Il sied de souligner un autre aspect de cet article : il constitue une clé du genre de comportement qui allait être le mien durant mon travail au sein de l’UNFP et de sa presse. Je venais en effet de passer ma première année universitaire (1957-1958) en Syrie. En y débarquant, j’étais, il est vrai, déjà armé d’une conscience politique. Mais grâce aux journaux et autres publications idéologiques locales, et grâce au climat universitaire très actif, je fus à même de pousser cette conscience à un niveau encore inconnu au Maroc à cette époque-là.
C’est durant ce séjour en Syrie que je pus découvrir l’étendue de l’indigence intellectuelle, théorique et idéologique, dont souffrait la résistance dans mon pays. Les nombreux résistants qui m’étaient personnellement connus – essentiellement dans le cadre des relations familiales- étaient pour la plupart, pour ne pas dire tous, des analphabètes qui agissaient sous l’impulsion de leur seul sens patriotique. C’est du choc entre cette réalité et le discours intellectuel théorique et idéologique que je découvris en Syrie qu’est née chez moi la conviction que le changement devait commencer par l’initiation politique et idéologique des masses. Ma pratique du culturel et du politique était certes de quelques années antérieure à ce voyage en Syrie. Je ne saurais cependant expliquer mon statut de “projet d’intellectuel” de l’UNFP depuis sa fondation sans évoquer la richesse acquise au sein de ce climat intellectuel ouvert, qui sut me retenir durant cette année passée à Damas en tant qu’étudiant universitaire et correspondant de al-Alam, jouissant de mon indépendance là-bas, et gardant à la fois mes racines nationales ici.

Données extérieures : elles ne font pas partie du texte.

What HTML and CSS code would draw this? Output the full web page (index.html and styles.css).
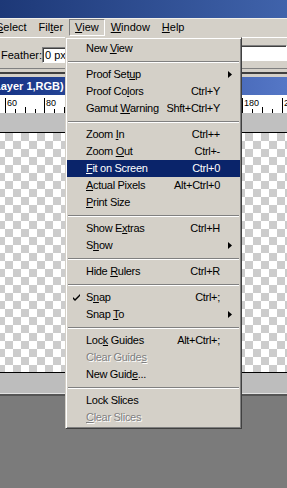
FILE: index.html
```html
<!doctype html>
<html lang="en">
  <head>
    <meta charset="UTF-8" />
    <title>View menu</title>
    <link rel="stylesheet" href="styles.css">
  </head>

  <body>
    <div class="app">
      <div class="titlebar"></div>

      <!-- Main menu bar -->
      <div class="menubar">
        <span class="mb-item mb-first"><u>S</u>elect</span>
        <span class="mb-item">Fil<u>t</u>er</span>
        <span class="mb-item mb-open"><u>V</u>iew</span>
        <span class="mb-item"><u>W</u>indow</span>
        <span class="mb-item"><u>H</u>elp</span>
      </div>

      <!-- Options bar -->
      <div class="options">
        <span class="opt-label">Feather:</span>
        <span class="opt-field">0 px</span>
        <span class="opt-field wide"></span>
      </div>
      <div class="ws-gap"></div>

      <!-- Document window -->
      <div class="doc">
        <div class="doc-title"><span>Layer 1,RGB)</span></div>
        <svg class="ruler" width="287" height="18" viewBox="0 0 287 18">
          <path
            d="M5.5 3V18M44.5 3V18M84.5 3V18M124.5 3V18M163.5 3V18M203.5 3V18M242.5 3V18M282.5 3V18"
            stroke="#000"
          />
          <path
            d="M15.5 14V18M35.5 14V18M54.5 14V18M74.5 14V18M94.5 14V18M114.5 14V18M134.5 14V18M153.5 14V18M173.5 14V18M193.5 14V18M213.5 14V18M233.5 14V18M252.5 14V18M272.5 14V18"
            stroke="#000"
          />
          <path
            d="M25.5 12V18M64.5 12V18M104.5 12V18M143.5 12V18M183.5 12V18M223.5 12V18M262.5 12V18"
            stroke="#000"
          />
          <g class="ruler-num">
            <text x="7" y="11">60</text>
            <text x="46" y="11">80</text>
            <text x="244" y="11">180</text>
            <text x="284" y="11">200</text>
          </g>
        </svg>
        <div class="doc-pad"></div>
        <div class="canvas"></div>
        <div class="doc-pad bottom"></div>
      </div>
      <div class="workspace"></div>

      <!-- View menu, dropped down -->
      <div class="menu">
        <div class="mi"><span></span><span>New <u>V</u>iew</span></div>
        <div class="sep"></div>
        <div class="mi">
          <span></span><span>Proof Set<u>u</u>p</span><span></span>
          <span class="arr"><svg width="4" height="7" viewBox="0 0 4 7"><path d="M0 0L4 3.5L0 7Z" /></svg></span>
        </div>
        <div class="mi"><span></span><span>Proof Co<u>l</u>ors</span><span class="key">Ctrl+Y</span></div>
        <div class="mi"><span></span><span>Gamut <u>W</u>arning</span><span class="key">Shft+Ctrl+Y</span></div>
        <div class="sep"></div>
        <div class="mi"><span></span><span>Zoom <u>I</u>n</span><span class="key">Ctrl++</span></div>
        <div class="mi"><span></span><span>Zoom <u>O</u>ut</span><span class="key">Ctrl+-</span></div>
        <div class="mi hot"><span></span><span><u>F</u>it on Screen</span><span class="key">Ctrl+0</span></div>
        <div class="mi"><span></span><span><u>A</u>ctual Pixels</span><span class="key">Alt+Ctrl+0</span></div>
        <div class="mi"><span></span><span><u>P</u>rint Size</span></div>
        <div class="sep"></div>
        <div class="mi"><span></span><span>Show E<u>x</u>tras</span><span class="key">Ctrl+H</span></div>
        <div class="mi">
          <span></span><span>S<u>h</u>ow</span><span></span>
          <span class="arr"><svg width="4" height="7" viewBox="0 0 4 7"><path d="M0 0L4 3.5L0 7Z" /></svg></span>
        </div>
        <div class="sep"></div>
        <div class="mi"><span></span><span>Hide <u>R</u>ulers</span><span class="key">Ctrl+R</span></div>
        <div class="sep"></div>
        <div class="mi">
          <span class="chk"><svg width="7" height="7" viewBox="0 0 7 7"><path d="M0 3L2 5L7 0V2L2 7L0 5Z" /></svg></span>
          <span>S<u>n</u>ap</span><span class="key">Ctrl+;</span>
        </div>
        <div class="mi">
          <span></span><span>Snap <u>T</u>o</span><span></span>
          <span class="arr"><svg width="4" height="7" viewBox="0 0 4 7"><path d="M0 0L4 3.5L0 7Z" /></svg></span>
        </div>
        <div class="sep"></div>
        <div class="mi"><span></span><span>Loc<u>k</u> Guides</span><span class="key">Alt+Ctrl+;</span></div>
        <div class="mi off"><span></span><span>Clear Guide<u>s</u></span></div>
        <div class="mi"><span></span><span>New Guid<u>e</u>...</span></div>
        <div class="sep"></div>
        <div class="mi"><span></span><span>Lock Slices</span></div>
        <div class="mi off"><span></span><span><u>C</u>lear Slices</span></div>
      </div>
    </div>
  </body>
</html>
```

FILE: styles.css
```css
body {
  margin: 0;
  font-family: "Liberation Sans", Arial, sans-serif;
  font-size: 11px;
  color: #000;
  background-color: #7b7b7b;
  overflow: hidden;
}

u {
  text-decoration-thickness: 1px;
  text-underline-offset: 1px;
}

.app {
  position: relative;
  width: 287px;
  height: 488px;
  overflow: hidden;
}

.titlebar {
  height: 18px;
  background: linear-gradient(to right, #1d3877, #4063ab);
}

/* Menu bar */
.menubar {
  display: flex;
  align-items: flex-start;
  height: 18px;
  border-top: 1px solid #f2f0ea;
  background-color: #d4d0c8;
  white-space: nowrap;
}

.mb-item {
  box-sizing: border-box;
  height: 17px;
  line-height: 15px;
  padding: 0 5px;
  border: 1px solid transparent;
}

.mb-first {
  margin-left: -10px;
}

.mb-open {
  border-color: #808080 #fff #fff #808080;
}

/* Options bar */
.options {
  display: flex;
  align-items: flex-start;
  height: 30px;
  border-top: 1px solid #fff;
  border-bottom: 1px solid #808080;
  background-color: #d4d0c8;
  white-space: nowrap;
}

.opt-label {
  width: 41px;
  margin-top: 10px;
  padding-left: 1px;
  line-height: 15px;
}

.opt-field {
  box-sizing: border-box;
  width: 130px;
  height: 16px;
  margin-top: 9px;
  padding-left: 2px;
  line-height: 14px;
  background-color: #fff;
  border: 1px solid;
  border-color: #808080 #fff #fff #808080;
  box-shadow: inset 1px 1px #404040;
}

.opt-field.wide {
  flex: 1;
  margin-top: 7px;
  margin-left: 30px;
}

.ws-gap {
  height: 8px;
  background: linear-gradient(#d4d0c8 0 3px, #404040 3px 5px, #d4d0c8 5px);
}

/* Document window */
.doc-title {
  height: 18px;
  line-height: 18px;
  color: #fff;
  font-weight: bold;
  white-space: nowrap;
  overflow: hidden;
  background: linear-gradient(to right, #163486, #5577c6);
}

.doc-title span {
  margin-left: -6px;
}

.ruler {
  display: block;
  background-color: #fff;
}

.ruler-num {
  font-family: "Liberation Sans", Arial, sans-serif;
  font-size: 9px;
}

.doc-pad {
  height: 19px;
  background-color: #c0c0c0;
  border-bottom: 1px solid #000;
}

.doc-pad.bottom {
  height: 20px;
  background-color: #bdbdbd;
  border-top: 1px solid #000;
  border-bottom: 1px solid #e2e2e2;
}

.canvas {
  height: 239px;
  background: repeating-conic-gradient(#cccccc 0 25%, #fff 0 50%) -3px 0 / 16px 16px;
}

.workspace {
  height: 100px;
  border-top: 2px solid #555;
  background-color: #7b7b7b;
}

/* Dropped down menu */
.menu {
  position: absolute;
  left: 65px;
  top: 37px;
  width: 177px;
  box-sizing: border-box;
  padding: 2px 1px;
  background-color: #d4d0c8;
  border: 1px solid;
  border-color: #d4d0c8 #404040 #404040 #d4d0c8;
  box-shadow: inset 1px 1px #fff, inset -1px -1px #808080;
  letter-spacing: -0.3px;
  white-space: nowrap;
}

.mi {
  display: grid;
  grid-template-columns: 19px 1fr auto 12px;
  height: 17px;
  line-height: 17px;
  padding-right: 8px;
}

.mi.hot {
  background-color: #0a246a;
  color: #fff;
}

.mi.off {
  color: #808080;
  text-shadow: 1px 1px 0 #fff;
}

.key {
  grid-column: 3;
}

.arr {
  grid-column: 4;
  display: flex;
  align-items: center;
  justify-content: flex-end;
}

.chk {
  display: flex;
  align-items: center;
  padding-left: 6px;
}

.sep {
  margin: 4px 1px 3px;
  border-top: 1px solid #808080;
  border-bottom: 1px solid #fff;
}
```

C’est probablement cette importance que je commençai à donner au culturel dès cette époque, qui est responsable du fait que j’ai toujours gardé une certaine distance à l’égard de toute activité parallèle à celle, politique et idéologique exercée par les instances du parti. Il faut ajouter à cela que ma position dans le journal et au sein du parti, et mon grand intérêt pour l’information, faisaient que j’étais souvent au fait de bien des « secrets »… C’est à la lumière de ces éclaircissements qu’il convient de lire notre article, dont voici le texte : « Dans son sens premier, le mot résistance signifie une réaction négative à une action ou une situation donnée. Plus puissante, plus violente et plus tenace sera cette réaction, plus efficace, plus révolutionnaire et plus authentique aura été la résistance.

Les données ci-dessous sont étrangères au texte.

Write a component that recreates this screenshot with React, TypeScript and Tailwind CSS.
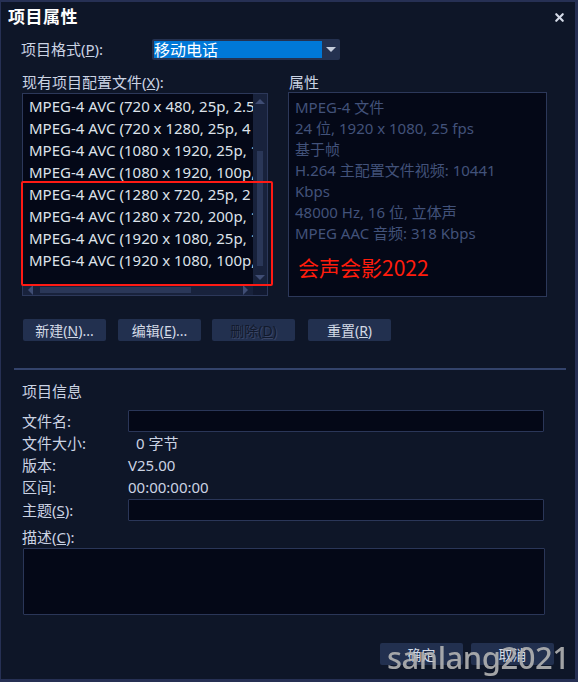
import { X } from 'lucide-react'

const profiles = [
  'MPEG-4 AVC (720 x 480, 25p, 2.5 Mbps)',
  'MPEG-4 AVC (720 x 1280, 25p, 4 Mbps)',
  'MPEG-4 AVC (1080 x 1920, 25p, 10 Mbps)',
  'MPEG-4 AVC (1080 x 1920, 100p, 20 Mbps)',
  'MPEG-4 AVC (1280 x 720, 25p, 2 Mbps)',
  'MPEG-4 AVC (1280 x 720, 200p, 12 Mbps)',
  'MPEG-4 AVC (1920 x 1080, 25p, 10 Mbps)',
  'MPEG-4 AVC (1920 x 1080, 100p, 20 Mbps)',
]

const props = [
  'MPEG-4 文件',
  '24 位, 1920 x 1080, 25 fps',
  '基于帧',
  'H.264 主配置文件视频: 10441',
  'Kbps',
  '48000 Hz, 16 位, 立体声',
  'MPEG AAC 音频: 318 Kbps',
]

function Tri({ dir, className }: { dir: 'up' | 'down' | 'left' | 'right'; className?: string }) {
  const pts = {
    up: '0,6 5,1 10,6',
    down: '0,1 10,1 5,6',
    left: '6,0 6,10 1,5',
    right: '1,0 1,10 6,5',
  }[dir]
  const vertical = dir === 'up' || dir === 'down'
  return (
    <svg width={vertical ? 10 : 7} height={vertical ? 7 : 10} className={className}>
      <polygon points={pts} fill="currentColor" />
    </svg>
  )
}

function Btn({ children, disabled, className }: { children: React.ReactNode; disabled?: boolean; className?: string }) {
  return (
    <div
      className={`h-[22px] w-[83px] rounded-[2px] bg-[#22304f] flex items-center justify-center text-[14px] ${
        disabled ? 'text-[#121a2c] [text-shadow:1px_1px_0_#3a4668]' : 'text-[#d3dae6]'
      } ${className || ''}`}
    >
      {children}
    </div>
  )
}

export default function App() {
  return (
    <div className="relative w-[578px] h-[682px] bg-[#0e1628] border-t-2 border-l border-r-[3px] border-b-[3px] border-[#263054] font-['Noto_Sans','Noto_Sans_CJK_SC',sans-serif] text-[#cbd3e3] overflow-hidden">
      {/* title */}
      <div className="h-[30px] flex items-center justify-between pl-[7px] pr-[9px]">
        <span className="text-[17px] font-bold text-white tracking-[0.5px]">项目属性</span>
        <X className="w-[13px] h-[13px] text-[#d5dbe8]" strokeWidth={4} />
      </div>

      <div className="px-[20px]">
        {/* format */}
        <div className="mt-[7px] h-[21px] flex items-center">
          <span className="w-[131px] text-[15px]">项目格式(<u>P</u>):</span>
          <div className="w-[188px] h-[21px] rounded-[2px] bg-[#243150] flex items-center">
            <div className="ml-[2px] w-[168px] h-[17px] bg-[#0078d7] flex items-center text-[16px] text-white leading-none">移动电话</div>
            <div className="flex-1 flex items-center justify-center text-[#c4ccdc]">
              <Tri dir="down" />
            </div>
          </div>
        </div>

        {/* profiles & properties */}
        <div className="mt-[12px] flex gap-[20px]">
          <div className="w-[247px] flex flex-col">
            <div className="h-[21px] flex items-center text-[15px] ml-[1px]">现有项目配置文件(<u>X</u>):</div>
            <div className="relative ml-[1px]">
              <div className="h-[203px] border border-[#2c385a] bg-[#040817] flex flex-col">
                <div className="flex-1 flex min-h-0">
                  <div className="flex-1 overflow-hidden pt-[1px]">
                    {profiles.map((p) => (
                      <div key={p} className="h-[22px] flex items-center pl-[6px] whitespace-nowrap text-[15px] text-[#dde2ea]">
                        {p}
                      </div>
                    ))}
                  </div>
                  <div className="w-[14px] bg-[#18223c] flex flex-col items-center py-[4px]">
                    <Tri dir="up" className="text-[#3f4d74]" />
                    <div className="mt-[46px] w-[6px] h-[115px] bg-[#2a3758]" />
                    <div className="flex-1" />
                    <Tri dir="down" className="text-[#3f4d74]" />
                  </div>
                </div>
                <div className="h-[10px] flex">
                  <div className="flex-1 bg-[#18223c] flex items-center px-[4px]">
                    <Tri dir="left" className="text-[#3f4d74]" />
                    <div className="ml-[6px] w-[151px] h-[6px] bg-[#2a3758]" />
                    <div className="flex-1" />
                    <Tri dir="right" className="text-[#3f4d74]" />
                  </div>
                  <div className="w-[14px] bg-[#111930]" />
                </div>
              </div>
              <div className="absolute left-[-1px] top-[88px] w-[252px] h-[105px] border-2 border-[#ff1a14] rounded-[2px]" />
            </div>
          </div>

          <div className="w-[259px] flex flex-col">
            <div className="h-[20px] flex items-center text-[15px] pl-[1px]">属性</div>
            <div className="h-[205px] border border-[#2c385a] bg-[#040817] pl-[6px] pt-[4px]">
              {props.map((p) => (
                <div key={p} className="h-[21px] flex items-center whitespace-nowrap text-[15px] text-[#42527a]">
                  {p}
                </div>
              ))}
              <div className="mt-[10px] ml-[3px] h-[28px] flex items-center text-[21px] text-[#ff1c0c] font-['Noto_Sans_CJK_SC',sans-serif]">
                会声会影2022
              </div>
            </div>
          </div>
        </div>

        {/* buttons */}
        <div className="mt-[22px] flex ml-[2px]">
          <Btn>新建(<u>N</u>)...</Btn>
          <Btn className="ml-[12px]">编辑(<u>E</u>)...</Btn>
          <Btn disabled className="ml-[11px]">删除(<u>D</u>)</Btn>
          <Btn className="ml-[13px]">重置(<u>R</u>)</Btn>
        </div>

        <div className="mt-[27px] -ml-[7px] w-[552px] h-[2px] bg-[#33436b]" />

        <div className="mt-[11px] h-[20px] flex items-center text-[15px] ml-[1px]">项目信息</div>

        {/* info */}
        <div className="mt-[9px] text-[15px] ml-[1px]">
          <div className="h-[22px] flex items-center">
            <span className="w-[106px]">文件名:</span>
            <div className="w-[416px] h-[22px] border border-[#2a3658] bg-[#040817] rounded-[1px]" />
          </div>
          <div className="h-[22px] flex items-center">
            <span className="w-[106px]">文件大小:</span>
            <span className="pl-[8px]">0 字节</span>
          </div>
          <div className="h-[22px] flex items-center">
            <span className="w-[106px]">版本:</span>
            <span>V25.00</span>
          </div>
          <div className="h-[22px] flex items-center">
            <span className="w-[106px]">区间:</span>
            <span>00:00:00:00</span>
          </div>
          <div className="mt-[1px] h-[22px] flex items-center">
            <span className="w-[106px]">主题(<u>S</u>):</span>
            <div className="w-[416px] h-[22px] border border-[#2a3658] bg-[#040817] rounded-[1px]" />
          </div>
          <div className="mt-[5px] h-[22px] flex items-center">描述(<u>C</u>):</div>
          <div className="w-[522px] h-[67px] border border-[#2a3658] bg-[#040817] rounded-[1px] ml-[1px]" />
        </div>

        <div className="mt-[28px] flex justify-end pr-[1px]">
          <Btn className="w-[82px]">确定</Btn>
          <Btn className="ml-[8px] w-[82px]">取消</Btn>
        </div>
      </div>

      <div className="absolute left-[386px] top-[635px] text-[31px] leading-[40px] font-medium text-[#b3b3b3] opacity-90 font-['Noto_Sans',sans-serif] tracking-[-0.5px]">
        sanlang2021
      </div>
    </div>
  )
}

Négative est cependant à prendre dans le sens que lui donnent les sciences physiques : celui d’une force de réaction, dont le sens s’oppose à celui de la force qui la fait naître. Dans le sens politique, la résistance est à la fois positive et négative. Positive, car elle tend à substituer à une réalité corrompue et dégradée une autre réalité plus saine ; négative, car optant pour la violence et rejetant toute forme de compromis.
Mais pour revêtir véritablement ce sens, la résistance doit nécessairement s’appuyer à un idéal où elle doit puiser force, consistance, inspiration et aptitude à l’évolution continuelle. Aussi, peut-on dire que la résistance n’est en réalité qu’une matérialisation de l’idéal : elle lui confère l’efficacité sans laquelle cet idéal perd tout contenu véritable. Révolutionnaire quant à lui, l’idéal alimentant la résistance doit être fermement opposé aux compromis comme à toute forme de tergiversation ou de composition, car l’idéal révolutionnaire, à l’image de la révolution elle-même, et tel un torrent furieux, qui va balayant les anfractuosités de corruption et de dépravation, ne souffrant ni fractionnement, ni ajournement. Idéal révolutionnaire, la résistance est tenue de préserver plus qu’elle ne l’est de réussir. Si le succès et la réussite sont généralement les critères de l’aune desquels se mesure la pertinence d’un principe ou d’un idéal, la victoire la plus éclatante n’est en fait acquise que lorsque l’idée parvient à préserver son authenticité, et que le principe sait se refuser à tout compromis qui pourrait lui être imposé en tant que condition de réussite. Le compromis –quels que soient les prétextes évoqués pour le justifier- recèle toujours un soupçon de renoncement, d’échec dans la réalisation de l’idéal auquel on croit et pour lequel on se bat. Or, la révolution ne sachant souffrir ni renoncement, ni échec, elle n’est plus, en les admettant, qu’acte artificiel sans fondements solides, ni mobiles authentiques et durables. En effet, le compromis et l’échec sont toujours signes de faiblesse : faiblesse de l’idéal lui-même, de celui qui le défend ou de la foi de ce dernier en ce qu’il défend. Pour l’idéal révolutionnaire, la victoire ne consiste ni à faire céder du terrain à un adversaire, ni à améliorer temporairement une situation, mais à se refuser à tout compromis et à rejeter sans appel toute transaction et toute tentation.
Si l’on mesure la résistance marocaine à l’aune de ce critère, l’on s’aperçoit qu’elle a certes refusé de se plier au fait accompli, mais seulement après s’être aperçue de l’inutilité des compromis et autres formes de composition.